I recognize change is hard and expensive. Change requires tough decisions, and for those of us proposing such changes, it requires a thick, thick skin. It requires the people of Puerto Rico to open up to outside criticism — to accept or even welcome a good old-fashioned outside consultant in all primary service areas. It also requires standing up to unions and over-reaching judicial decisions.
The bottom line is that if publicly provided water services go out every weekend in a community, nearly every week, for every month, for every year of a decade, government has failed — period. Did you know that by one estimate, Puerto Rico’s water and sewer authority loses 60 percent of its water to leaks and thefts?
That is not and cannot be acceptable. Similarly, if electric service goes out regularly in the same community for a decade, government has failed.
If people are faced with replacing tires on a regular basis because the same pot holes haven’t been properly repaired for 10 years, that is too long and government has failed.
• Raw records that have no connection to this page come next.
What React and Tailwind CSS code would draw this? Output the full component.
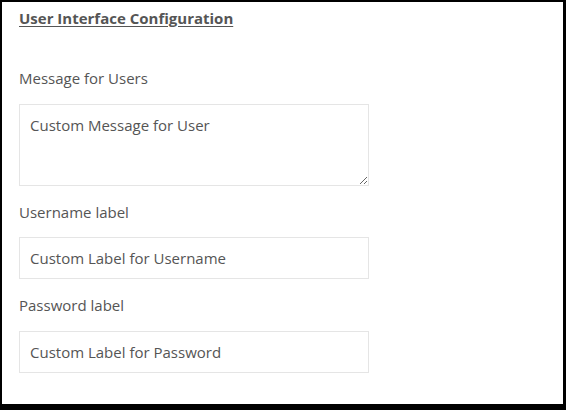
export default function App() {
  return (
    <div className="w-[566px] h-[410px] bg-black pt-[2px] pl-[2px] pr-[3px] pb-[6px] font-['Open_Sans',sans-serif]">
      <div className="h-full bg-white px-[17px] pt-[6px]">
        <h2 className="text-[15px] leading-[20px] font-bold text-[#555] underline underline-offset-2">
          User Interface Configuration
        </h2>
        <form className="mt-[40px] w-[350px] text-[15px] leading-[20px] text-[#555]">
          <label className="block">Message for Users</label>
          <textarea
            placeholder="Custom Message for User"
            className="mt-[16px] block w-full h-[82px] border border-[#e5e5e5] px-[10px] py-[10px] outline-none placeholder:text-[#555]"
          />
          <label className="block mt-[16px]">Username label</label>
          <input
            type="text"
            placeholder="Custom Label for Username"
            className="mt-[15px] block w-full h-[42px] border border-[#e5e5e5] px-[10px] outline-none placeholder:text-[#555]"
          />
          <label className="block mt-[16px]">Password label</label>
          <input
            type="text"
            placeholder="Custom Label for Password"
            className="mt-[16px] block w-full h-[42px] border border-[#e5e5e5] px-[10px] outline-none placeholder:text-[#555]"
          />
        </form>
      </div>
    </div>
  )
}
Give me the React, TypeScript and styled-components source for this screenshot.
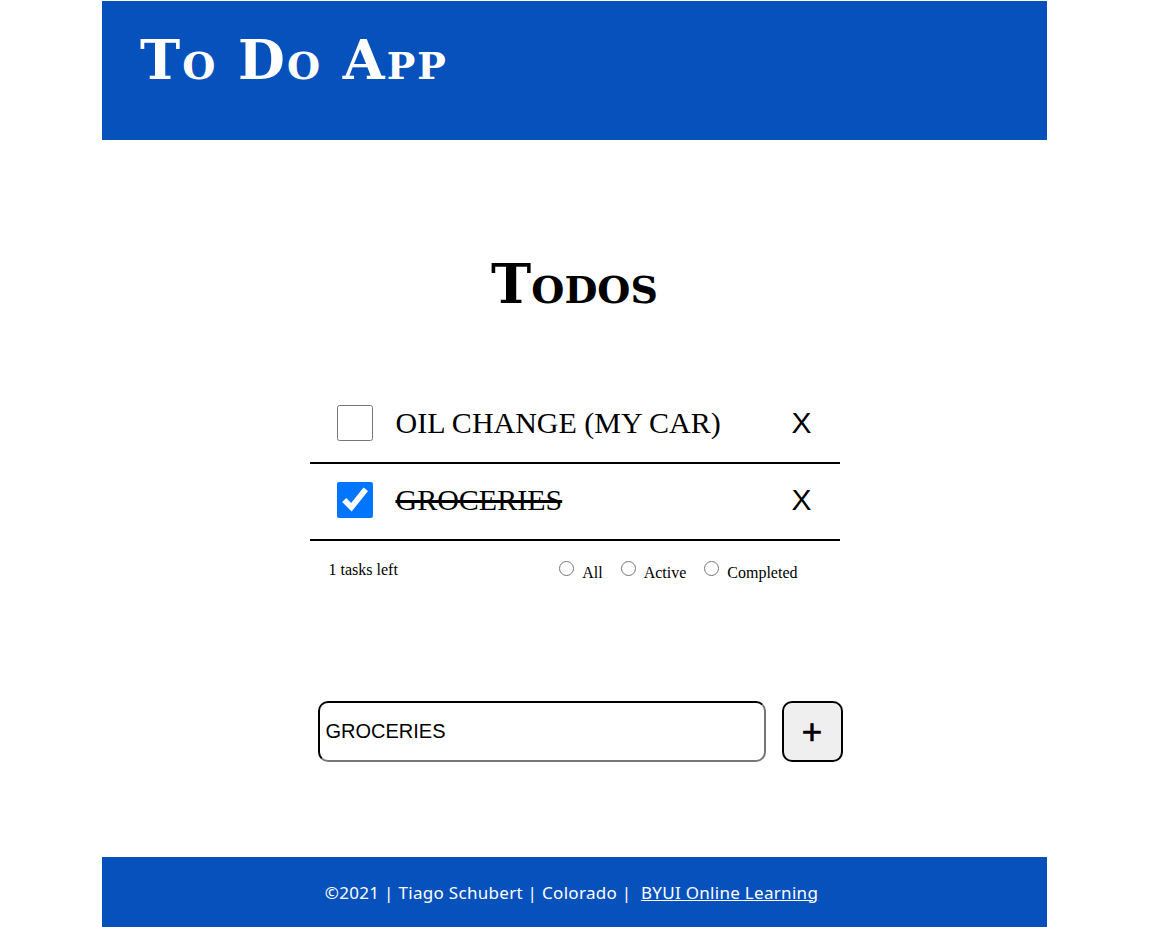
import React from "react";
import styled, { createGlobalStyle } from "styled-components";

const Global = createGlobalStyle`
  html, body { margin: 0; padding: 0; background: #fff; }
  body { font-family: "Liberation Serif", serif; color: #000; }
`;

const Page = styled.div`
  width: 945px;
  margin: 1px 0 0 102px;
  display: flex;
  flex-direction: column;
`;

const Header = styled.header`
  height: 139px;
  background: #0751bc;
  display: flex;
  align-items: center;
  padding: 0 0 22px 38px;
  box-sizing: border-box;
`;

const AppTitle = styled.h1`
  margin: 0;
  font-family: "DejaVu Serif", serif;
  font-variant: small-caps;
  font-weight: bold;
  font-size: 54px;
  letter-spacing: 2px;
  color: #fff;
  line-height: 1;
`;

const Main = styled.main`
  display: flex;
  flex-direction: column;
  align-items: center;
  padding-top: 117px;
`;

const Title = styled.h2`
  margin: 0;
  font-family: "DejaVu Serif", serif;
  font-variant: small-caps;
  font-weight: bold;
  font-size: 54px;
  line-height: 1;
`;

const List = styled.ul`
  list-style: none;
  margin: 76px 0 0;
  padding: 0;
  width: 530px;
`;

const Item = styled.li`
  display: flex;
  align-items: center;
  height: 72px;
  padding: 0 28px 3px 27px;
  box-sizing: content-box;
  border-bottom: 2px solid #000;
`;

const Check = styled.input`
  width: 36px;
  height: 36px;
  margin: 0 23px 0 0;
`;

const ItemText = styled.span<{ $done?: boolean }>`
  flex: 1;
  font-family: "Liberation Serif", serif;
  font-size: 30px;
  text-transform: uppercase;
  text-decoration: ${(p) => (p.$done ? "line-through" : "none")};
  text-decoration-thickness: 3px;
`;

const Remove = styled.button`
  border: none;
  background: none;
  padding: 0;
  font-family: "Liberation Sans", sans-serif;
  font-size: 30px;
  color: #000;
  cursor: pointer;
`;

const Filters = styled.div`
  width: 530px;
  display: flex;
  justify-content: space-between;
  padding: 20px 42px 0 19px;
  box-sizing: border-box;
  font-size: 16px;
`;

const Left = styled.span``;

const RadioGroup = styled.div`
  display: flex;
  gap: 18px;
`;

const RadioLabel = styled.label`
  display: flex;
  align-items: flex-start;
  input {
    margin: 0 8px 0 0;
    width: 15px;
    height: 15px;
  }
  span {
    padding-top: 3px;
  }
`;

const Form = styled.form`
  display: flex;
  gap: 16px;
  margin-top: 119px;
  margin-left: 11px;
`;

const TextInput = styled.input`
  width: 448px;
  height: 61px;
  box-sizing: border-box;
  border: 2px inset #767676;
  border-top-color: #1a1a1a;
  border-left-color: #1a1a1a;
  border-radius: 10px;
  padding: 0 6px;
  font-family: "Liberation Sans", sans-serif;
  font-size: 20px;
  color: #000;
`;

const AddButton = styled.button`
  width: 61px;
  height: 61px;
  box-sizing: border-box;
  border: 2px solid #000;
  border-radius: 10px;
  background: #efefef;
  font-family: "Liberation Sans", sans-serif;
  font-size: 35px;
  -webkit-text-stroke: 0.7px #000;
  line-height: 1;
  color: #000;
  padding: 0 0 1px;
`;

const Footer = styled.footer`
  margin-top: 95px;
  height: 70px;
  background: #0751bc;
  display: flex;
  align-items: center;
  justify-content: center;
  font-family: "Noto Sans", sans-serif;
  font-size: 17px;
  letter-spacing: 0.3px;
  color: #fff;
  white-space: pre;
  padding-right: 6px;
  a { color: #fff; }
`;

export default function App() {
  return (
    <>
      <Global />
      <Page>
        <Header>
          <AppTitle>To Do App</AppTitle>
        </Header>
        <Main>
          <Title>Todos</Title>
          <List>
            <Item>
              <Check type="checkbox" readOnly />
              <ItemText>Oil change (my car)</ItemText>
              <Remove>X</Remove>
            </Item>
            <Item>
              <Check type="checkbox" checked readOnly />
              <ItemText $done>Groceries</ItemText>
              <Remove>X</Remove>
            </Item>
          </List>
          <Filters>
            <Left>1 tasks left</Left>
            <RadioGroup>
              <RadioLabel>
                <input type="radio" name="f" />
                <span>All</span>
              </RadioLabel>
              <RadioLabel>
                <input type="radio" name="f" />
                <span>Active</span>
              </RadioLabel>
              <RadioLabel>
                <input type="radio" name="f" />
                <span>Completed</span>
              </RadioLabel>
            </RadioGroup>
          </Filters>
          <Form onSubmit={(e) => e.preventDefault()}>
            <TextInput defaultValue="GROCERIES" />
            <AddButton type="submit">+</AddButton>
          </Form>
        </Main>
        <Footer>
          {"©2021 | Tiago Schubert | Colorado |  "}
          <a href="#">BYUI Online Learning</a>
        </Footer>
      </Page>
    </>
  );
}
If the local drug gang has more influence than the police, if people fear local criminals more than they respect authority, if schools fail to meet their basic responsibility to teach, government has failed. In a republican democracy, that means you the people — or dare I say, we the people — have failed.
There are small community groups and organizations that are trying to fight back. Some are opposed to violence; others are supporting specific community development. That’s good, but that is not enough.
It is time for Puerto Rico to face the reality that the only way forward is to engage in fundamental change. When we dig in our heels and resist fundamental change in the face of overwhelming evidence of the need of change, we become complicit in the damage that is being done.
You and I become responsible. By your complacency, you are responsible for what is wrong in Puerto Rico. You are responsible for 3,000 murders in three years; you are responsible for US$70 billion in debt; you are responsible for failing schools; you are responsible for broken roads and broken promises on water, power, phone and internet services.
You, not the other party, not the other governor, not the other anything — just you. So what are you going to do about it?
We can keep the music, the language, and the culture. We can keep the natural beauty and our affinity for being more than fashionably late. We can keep the affection and the passion that make us unique. We can keep all the things that make being Puerto Rican amazing.
However, we have to stop the things that hurt our island, the things that hurt our fellow citizens. We have to — fundamentally and radically if needed — change the way we do business with ourselves and each other. We have to step up and no longer tolerate voting along party lines or reelecting incompetent officials. We have to reject dishonesty from our politicians and demand results.
It’s our island, and we would like it back now.